Competition for high-end homes within commuting distance of London is also fierce. Here the agent’s research has to be even more exhaustive, said Mark Parkinson, who helped set up Middleton Advisors LLP in 2008 covering country homes in southern England.
The efforts aren’t always appreciated.

“You prepare a detailed report — down to reminding the buyer of an old rectory that the church bells chime every 15 minutes — and they probably don’t even read it,” said Parkinson, 37, as he drove a sport-utility vehicle that allows his customers to see properties over hedgerows.

Spencer and Allsopp
Spencer and Allsopp have encouraged buyers with smaller budgets to use agents, said Jo Eccles, who set up Sourcing Property four years ago and has handled about 70 purchases or rentals in London worth about 40 million pounds combined.

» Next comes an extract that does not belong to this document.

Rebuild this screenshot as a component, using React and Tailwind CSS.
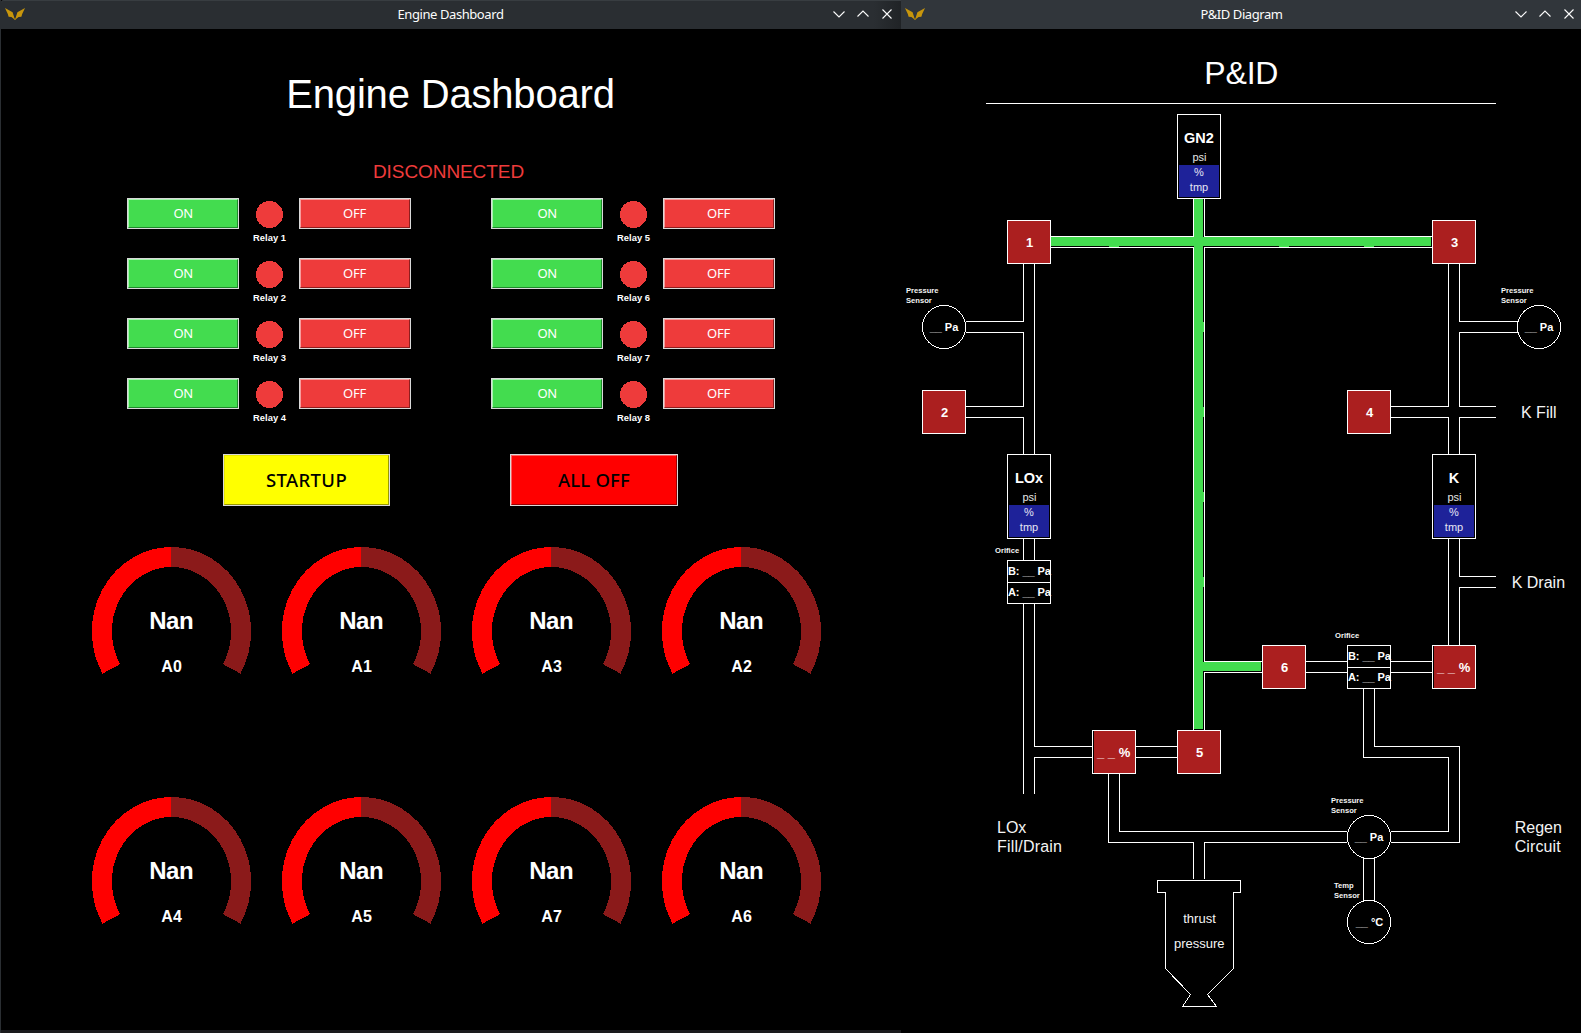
const SANS = 'font-["Liberation_Sans",Arial,sans-serif]';

function Logo() {
  return (
    <svg width="20" height="12" viewBox="0 0 20 12" className="mb-px" aria-hidden="true">
      <path d="M0 0 L7.6 4.2 L9.4 10 L9 11 L6.4 8.9 L3.6 8.8 L2.8 6 Z" fill="#c8960c" />
      <path d="M20 0 L12.4 4.2 L10.6 10 L11 11 L13.6 8.9 L16.4 8.8 L17.2 6 Z" fill="#c8960c" />
      <path d="M8.4 9.4 L10 10.4 L11.6 9.4 L10.6 12 H9.4 Z" fill="#a67d10" />
    </svg>
  );
}

function WindowControls() {
  return (
    <svg
      width="60"
      height="12"
      viewBox="0 0 60 12"
      fill="none"
      stroke="#fcfcfc"
      strokeWidth="1.1"
      aria-hidden="true"
      className="mb-px"
    >
      <path d="M0.5 3.5 L6 9 L11.5 3.5" />
      <path d="M24.5 8.5 L30 3 L35.5 8.5" />
      <path d="M49.5 1.5 L58.5 10.5 M58.5 1.5 L49.5 10.5" />
    </svg>
  );
}

function TitleBar({ title, className }) {
  return (
    <header
      className={`grid h-[29px] shrink-0 grid-cols-[1fr_auto_1fr] items-center pl-1 text-[#fcfcfc] ${className}`}
    >
      <Logo />
      <span className='pl-[3px] font-["Noto_Sans",sans-serif] text-[13px] leading-none tracking-[-0.42px]'>
        {title}
      </span>
      <span className="justify-self-end">
        <WindowControls />
      </span>
    </header>
  );
}

function ReliefButton({ label, tone, size }) {
  return (
    <button
      className={`border border-[#d9d9d9] p-0 font-["Noto_Sans",sans-serif] ${size}`}
    >
      <span className={`flex h-full w-full items-center justify-center border ${tone}`}>
        {label}
      </span>
    </button>
  );
}

const GREEN = "border-t-[#a5f5ae] border-l-[#a5f5ae] border-r-[#1f8a2c] border-b-[#1f8a2c] bg-[#43dc4f] pl-px text-white text-[13px] tracking-[-0.6px]";
const RED = "border-t-[#f89c9c] border-l-[#f89c9c] border-r-[#8f1d1d] border-b-[#8f1d1d] bg-[#ee3b3b] text-white text-[13px] tracking-[-0.2px]";
const YELLOW = "border-t-[#e8e800] border-l-[#e8e800] border-r-[#999900] border-b-[#999900] bg-[#ffff00] pb-px text-black text-[18.5px] font-medium tracking-[0.4px]";
const BRIGHT_RED = "border-t-[#ff6060] border-l-[#ff6060] border-r-[#990000] border-b-[#990000] bg-[#ff0000] pb-px text-black text-[18.5px] font-medium tracking-[0.2px]";

function Relay({ n }) {
  return (
    <div className="flex h-[60px] items-start">
      <ReliefButton label="ON" tone={GREEN} size="h-[31px] w-[112px]" />
      <div className="flex w-[60px] flex-col items-center pt-[3px] pl-[1px]">
        <svg width="27" height="27" shapeRendering="crispEdges" aria-hidden="true">
          <circle cx="13.5" cy="13.5" r="13.5" fill="#ee3b3b" />
        </svg>
        <span className="mt-[4px] ml-[1px] whitespace-nowrap text-[9.4px] font-bold leading-[11px]">
          Relay {n}
        </span>
      </div>
      <ReliefButton label="OFF" tone={RED} size="h-[31px] w-[112px]" />
    </div>
  );
}

function Gauge({ name }) {
  return (
    <svg width="190" height="250" viewBox="0 0 190 250" className={SANS}>
      <g fill="none" strokeWidth="20" shapeRendering="crispEdges">
        <path d="M35.3 131.9 A69.5 74.5 0 0 1 95 20" stroke="#ff0000" />
        <path d="M95 20 A69.5 74.5 0 0 1 155.7 131.9" stroke="#8b1a1a" />
      </g>
      <text
        x="95.2"
        y="92"
        textAnchor="middle"
        fill="#fff"
        className="text-[24px] font-bold tracking-[-0.4px]"
      >
        Nan
      </text>
      <text x="95.6" y="135" textAnchor="middle" fill="#fff" className="text-[16px] font-bold">
        {name}
      </text>
    </svg>
  );
}

function EngineDashboard() {
  return (
    <section className="flex w-[901px] flex-col border-l border-[#2a2e32] bg-black">
      <TitleBar
        title="Engine Dashboard"
        className="rounded-tl-[3px] bg-linear-to-r from-[#2a2e32] from-97% to-[#202326] pr-2 shadow-[inset_0_1px_0_#383d41]"
      />
      <main
        className={`flex min-h-0 flex-1 flex-col items-center overflow-hidden text-white ${SANS}`}
      >
        <h1 className="mt-[42px] mr-px text-[40px] leading-[46px] tracking-[-0.18px]">
          Engine Dashboard
        </h1>
        <p className="mt-[44px] mr-[5px] text-[19px] leading-[22px] tracking-[-0.08px] text-[#ee3b3b]">
          DISCONNECTED
        </p>
        <div className="mt-[15px] mr-[1px] flex gap-[80px]">
          {[[1, 2, 3, 4], [5, 6, 7, 8]].map((column) => (
            <div key={column[0]}>
              {column.map((n) => (
                <Relay key={n} n={n} />
              ))}
            </div>
          ))}
        </div>
        <div className="mt-[16px] mr-[1px] flex gap-[120px]">
          <ReliefButton label="STARTUP" tone={YELLOW} size="h-[52px] w-[167px]" />
          <ReliefButton label="ALL OFF" tone={BRIGHT_RED} size="h-[52px] w-[168px]" />
        </div>
        <div className="mt-[31px] mr-[-10px] grid shrink-0 grid-cols-4">
          {["A0", "A1", "A3", "A2", "A4", "A5", "A7", "A6"].map((name) => (
            <Gauge key={name} name={name} />
          ))}
        </div>
      </main>
      <div className="h-[3px] shrink-0 bg-[#1a1a1d]" />
    </section>
  );
}

/* ---- P&ID diagram, drawn in screen coordinates ---- */

const PIPES = [
  "M1051 236.5 H1193.5 V199", "M1432 236.5 H1204.5 V199",
  "M1051 247.5 H1193.5 V730", "M1432 247.5 H1204.5 V661.5 H1262",
  "M1262 672.5 H1204.5 V730",
  "M1034.5 264 V454", "M1023.5 264 V321.5 H966", "M966 332.5 H1023.5 V406.5 H966",
  "M966 417.5 H1023.5 V454",
  "M1023.5 539 V560 M1034.5 539 V560",
  "M1023.5 604 V794", "M1034.5 604 V746.5 H1092", "M1092 757.5 H1034.5 V794",
  "M1136 746.5 H1177 M1136 757.5 H1177",
  "M1119.5 774 V831.5 H1347", "M1108.5 774 V842.5 H1193.5 V879",
  "M1347 842.5 H1204.5 V879",
  "M1363.5 858 V901 M1374.5 858 V901",
  "M1391 831.5 H1448.5 V757.5 H1363.5 V689",
  "M1391 842.5 H1459.5 V746.5 H1374.5 V689",
  "M1306 661.5 H1347 M1306 672.5 H1347 M1391 661.5 H1432 M1391 672.5 H1432",
  "M1448.5 264 V406.5 H1391", "M1391 417.5 H1448.5 V454",
  "M1459.5 264 V321.5 H1518", "M1518 332.5 H1459.5 V406.5 H1496",
  "M1496 417.5 H1459.5 V454",
  "M1448.5 539 V645", "M1459.5 539 V576.5 H1496", "M1496 587.5 H1459.5 V645",
];

const FLOW = [
  [1051, 237, 380, 9], [1194, 199, 9, 530], [1203, 662, 58, 9],
  [1109, 246, 10, 1], [1279, 246, 10, 1], [1364, 246, 10, 1],
  [1203, 322, 1, 10], [1203, 407, 1, 10], [1203, 492, 1, 10], [1203, 577, 1, 10],
];

function Valve({ x, y, label }) {
  return (
    <g>
      <rect x={x + 0.5} y={y + 0.5} width="43" height="43" fill="#ab1f1f" stroke="#fff" />
      <text x={x + 22.7} y={y + 27} textAnchor="middle" className="text-[13px] font-bold">
        {label}
      </text>
    </g>
  );
}

function ThrottleValve({ x, y }) {
  return (
    <g>
      <rect x={x + 0.5} y={y + 0.5} width="43" height="43" fill="#000" stroke="#fff" />
      <rect x={x + 2} y={y + 1} width="41" height="42" fill="#ab1f1f" />
      <text x={x + 5} y={y + 27} className="text-[13px] font-bold">
        <tspan fill="#f4dcdc">_ _ </tspan>%
      </text>
    </g>
  );
}

function Tank({ x, y, label }) {
  return (
    <g textAnchor="middle" className="text-[11px]">
      <rect x={x + 0.5} y={y + 0.5} width="43" height="84" fill="#000" stroke="#fff" />
      <rect x={x + 2} y={y + 51} width="40" height="32" fill="#1e2299" />
      <text x={x + 22} y={y + 29} className="text-[14.5px] font-bold">{label}</text>
      <text x={x + 22.5} y={y + 47} fill="#e6e6e6">psi</text>
      <text x={x + 22} y={y + 62} fill="#e6e6f4">%</text>
      <text x={x + 22} y={y + 77} fill="#e6e6f4">tmp</text>
    </g>
  );
}

function Reading({ x, y, prefix = "", unit }) {
  return (
    <text x={x} y={y} className="text-[11px] font-bold tracking-[-0.05px]">
      {prefix}
      <tspan fill="#dcdcdc">__</tspan> {unit}
    </text>
  );
}

function Orifice({ x, y }) {
  return (
    <g className="font-bold">
      <rect x={x + 0.5} y={y + 0.5} width="43" height="43" fill="#000" stroke="#fff" />
      <path d={`M${x} ${y + 22.5} h44`} stroke="#fff" />
      <Reading x={x + 0.9} y={y + 15} prefix="B: " unit="Pa" />
      <Reading x={x + 0.9} y={y + 36} prefix="A: " unit="Pa" />
      <text x={x - 11.9} y={y - 7} fill="#f4f4f4" className="text-[7.6px]">Orifice</text>
    </g>
  );
}

function Sensor({ x, y, unit, dx = 7.7, label, labelX, labelY }) {
  return (
    <g className="font-bold">
      <circle cx={x + 22} cy={y + 22} r="21.5" fill="#000" stroke="#fff" shapeRendering="crispEdges" />
      <Reading x={x + dx} y={y + 26} unit={unit} />
      <text x={labelX} y={labelY} fill="#f4f4f4" className="text-[7.6px]">{label}</text>
      <text x={labelX} y={labelY + 10} fill="#f4f4f4" className="text-[7.6px]">Sensor</text>
    </g>
  );
}

function Diagram() {
  return (
    <svg width="680" height="1004" viewBox="901 29 680 1004" fill="#fff" className={`block ${SANS}`}>
      <text x="1241.3" y="84" textAnchor="middle" className="text-[32px] tracking-[-0.2px]">P&amp;ID</text>
      <path d="M986 103.5 H1496" stroke="#fff" />

      <g fill="none" stroke="#fff" shapeRendering="crispEdges">
        {PIPES.map((d) => (
          <path key={d} d={d} />
        ))}
      </g>
      <g fill="#43dc4f" shapeRendering="crispEdges">
        {FLOW.map(([x, y, w, h]) => (
          <rect key={`${x}-${y}`} x={x} y={y} width={w} height={h} />
        ))}
      </g>

      <Tank x={1177} y={114} label="GN2" />
      <Tank x={1007} y={454} label="LOx" />
      <Tank x={1432} y={454} label="K" />

      <Valve x={1007} y={220} label="1" />
      <Valve x={922} y={390} label="2" />
      <Valve x={1432} y={220} label="3" />
      <Valve x={1347} y={390} label="4" />
      <Valve x={1177} y={730} label="5" />
      <Valve x={1262} y={645} label="6" />
      <ThrottleValve x={1092} y={730} />
      <ThrottleValve x={1432} y={645} />

      <Orifice x={1007} y={560} />
      <Orifice x={1347} y={645} />

      <Sensor x={922} y={305} unit="Pa" label="Pressure" labelX={906} labelY={293} />
      <Sensor x={1517} y={305} unit="Pa" label="Pressure" labelX={1501} labelY={293} />
      <Sensor x={1347} y={815} unit="Pa" label="Pressure" labelX={1331} labelY={803} />
      <Sensor x={1347} y={900} unit="°C" dx={8.8} label="Temp" labelX={1334} labelY={888} />

      <g fill="#f4f4f4" className="text-[16px]">
        <text x="1521" y="418">K Fill</text>
        <text x="1511.7" y="588">K Drain</text>
        <text x="997" y="833">LOx</text>
        <text x="997" y="852" className="tracking-[0.2px]">Fill/Drain</text>
        <text x="1514.7" y="833">Regen</text>
        <text x="1514.7" y="852" className="tracking-[0.1px]">Circuit</text>
      </g>

      <path
        d="M1157.5 880.5 H1240.5 V892.5 H1233.5 V968.5 L1207.5 994.5 L1216.5 1006.5 H1182.5 L1190.5 994.5 L1165.5 968.5 V892.5 H1157.5 Z"
        fill="#000"
        stroke="#fff"
        shapeRendering="crispEdges"
      />
      <g textAnchor="middle" fill="#f4f4f4" className="text-[13px]">
        <text x="1199.5" y="923">thrust</text>
        <text x="1199.2" y="948">pressure</text>
      </g>
    </svg>
  );
}

function PidWindow() {
  return (
    <section className="flex flex-1 flex-col bg-black text-white">
      <TitleBar title="P&ID Diagram" className="bg-[#31363b] pr-1.5" />
      <Diagram />
    </section>
  );
}

export default function App() {
  return (
    <div className="flex h-[1033px] w-[1581px] overflow-hidden bg-black">
      <EngineDashboard />
      <PidWindow />
    </div>
  );
}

Not all the agents will survive, according to Andrew Giller, who heads London searches for The Buying Solution. Competition and the slump in deals since the financial crisis mean individual operators, in particular, may struggle.

Spencer’s own London search company filed for insolvency in February 2009 after a four-month deal drought left it unable to cover the costs of running an office, marketing and staff.

He’s no longer involved in the business, parts of which were bought by Garrington Country, a company created from its former regional arm. Garrington has since expanded in northern England, said Managing Director Jonathan Hopper.

“The market is an emerging one,” Hopper said. “Who you are dealing with is key — there’s a mixture of very capable, experienced agents out there and then there are those who are just going out to spend other people’s money.”